Les Evangiles ne parlent pas beaucoup de Joseph. Dans l’histoire de l’art, la scène de l’Annonciation a fait l’objet de nombreux tableaux. On pense à celles de Fra Angelico, de Botticelli ou de Piero della Francesca.
Rien de tel pour Joseph. Si nous ne sommes pas familier des textes bibliques, cela peut nous donner l’impression que seule Marie a entendu les paroles d’un ange. Mais ce n’est pas le cas : même si l’annonce à Joseph est moins photogénique, dans l’Evangile de Matthieu ce n’est pas à Marie qu’un ange s’adresse, mais bien à Joseph.
Cette annonce lui est faite dans un rêve. Et ce n’est pas n’importe quel ange : Marie avait eu droit à l’intervention de l’ange Gabriel, mais pour Joseph, c’est l’ange de l’Eternel lui-même. L’annonce à Joseph n’est donc pas secondaire par rapport à celle de Marie.
Dans ce rêve, l’origine royale de Joseph est rappelée : il est fils, c’est-à-dire descendant, du roi David.
L’ange ne lui annonce pas la naissance de l’enfant, mais il lui fait une demande par rapport à Marie : il ne s’agit plus seulement de ne pas la dénoncer publiquement aux autorités religieuses, mais de la considérer comme son épouse légitime et de la prendre chez lui sans réserve, c’est-à-dire de faire comme si elle n’était pas enceinte. Ne crains pas de prendre chez toi Marie, ton épouse, puisque l’enfant qui est engendré en elle vient de l’Esprit Saint.

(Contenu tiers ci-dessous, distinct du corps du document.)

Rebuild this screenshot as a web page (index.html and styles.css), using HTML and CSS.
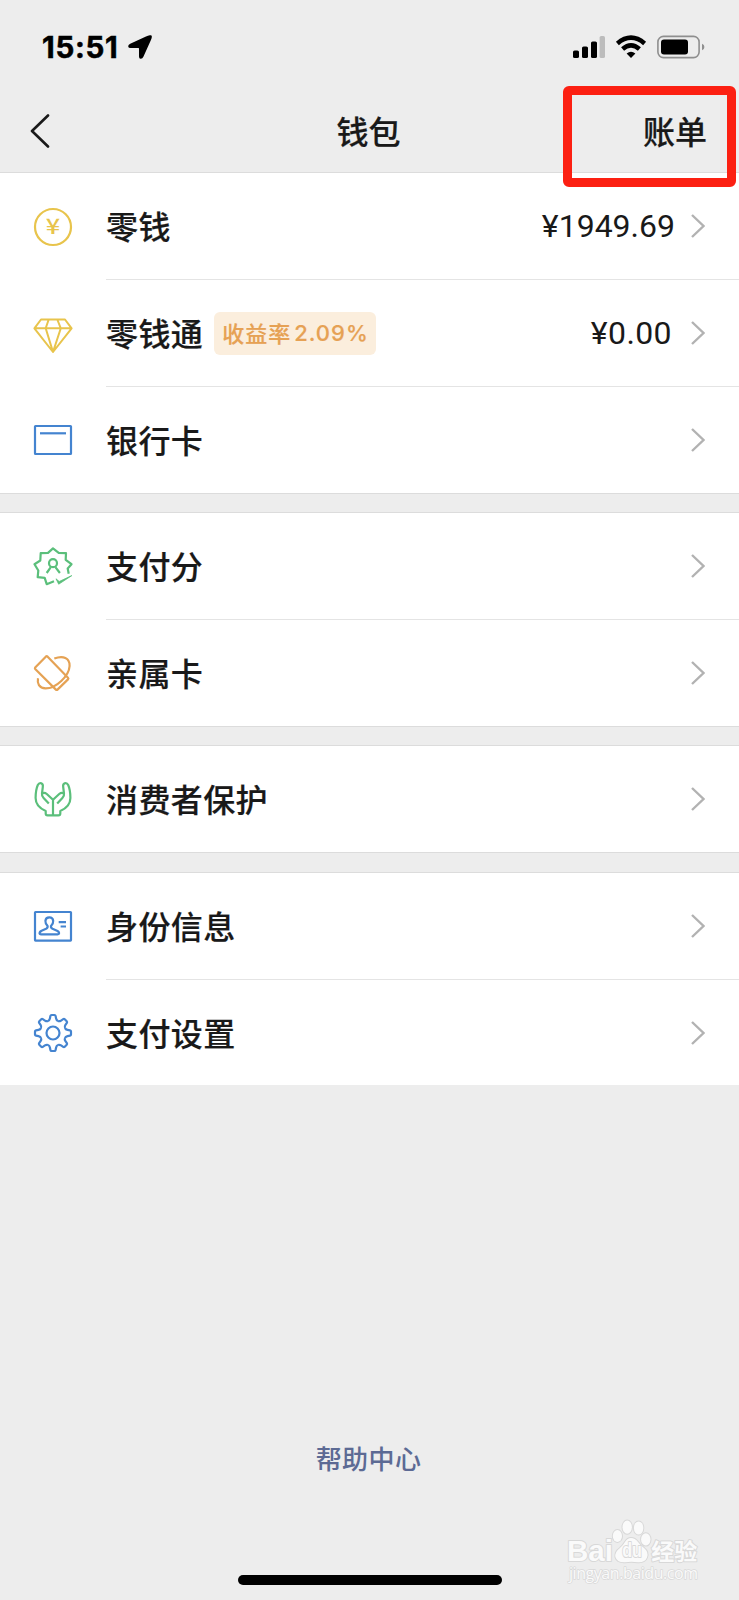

Cette révélation lui suffit et, de même que dans l’Evangile de Luc, Marie obéit fidèlement aux paroles de l’ange, Joseph obéit tout aussi fidèlement à l’annonce angélique qu’il perçoit dans son rêve. Le texte est d’une concision admirable pour dire l’obéissance de Joseph : Quand Joseph se réveilla, il fit ce que l’ange du Seigneur lui avait prescrit : il prit chez lui son épouse. Joseph s’inscrit dans la lignée d’Abraham.
Puis l’ange lui fait une seconde demande : donner le nom de Jésus à cet enfant qui va naître : Tu lui donneras le nom de Jésus car c’est lui qui sauvera son peuple de ses péchés. Ce nom résume tout son ministère.
C’est donc à Joseph que revient la responsabilité de donner un nom à cet enfant. En ce sens, Joseph incarne le principe de paternité.
Comme Marie est un modèle de foi pour nous, Joseph, à sa manière, en est un aussi, surtout dans une époque qui est particulièrement peu propice à cette notion de paternité. Aujourd’hui, ce principe de paternité est en effet mis à mal.
Oui, comme Marie mais d’une autre manière, Joseph est une figure emblématique.
Et justement, en janvier, nous aurons au temple de Manosque un spectacle d’Alain Portenseigne sur ce personnage de Joseph : « Joseph, père adopté ». Il nous présentera une réflexion sur ce thème de la paternité à partir de ce personnage discret mais incontournable de Joseph.
Comme Jean-Baptiste nous a accompagnés à nous préparer à Noël pendant ce temps de l’Avent, Joseph peut aussi nous accompagner et être une figure stimulante pour notre foi.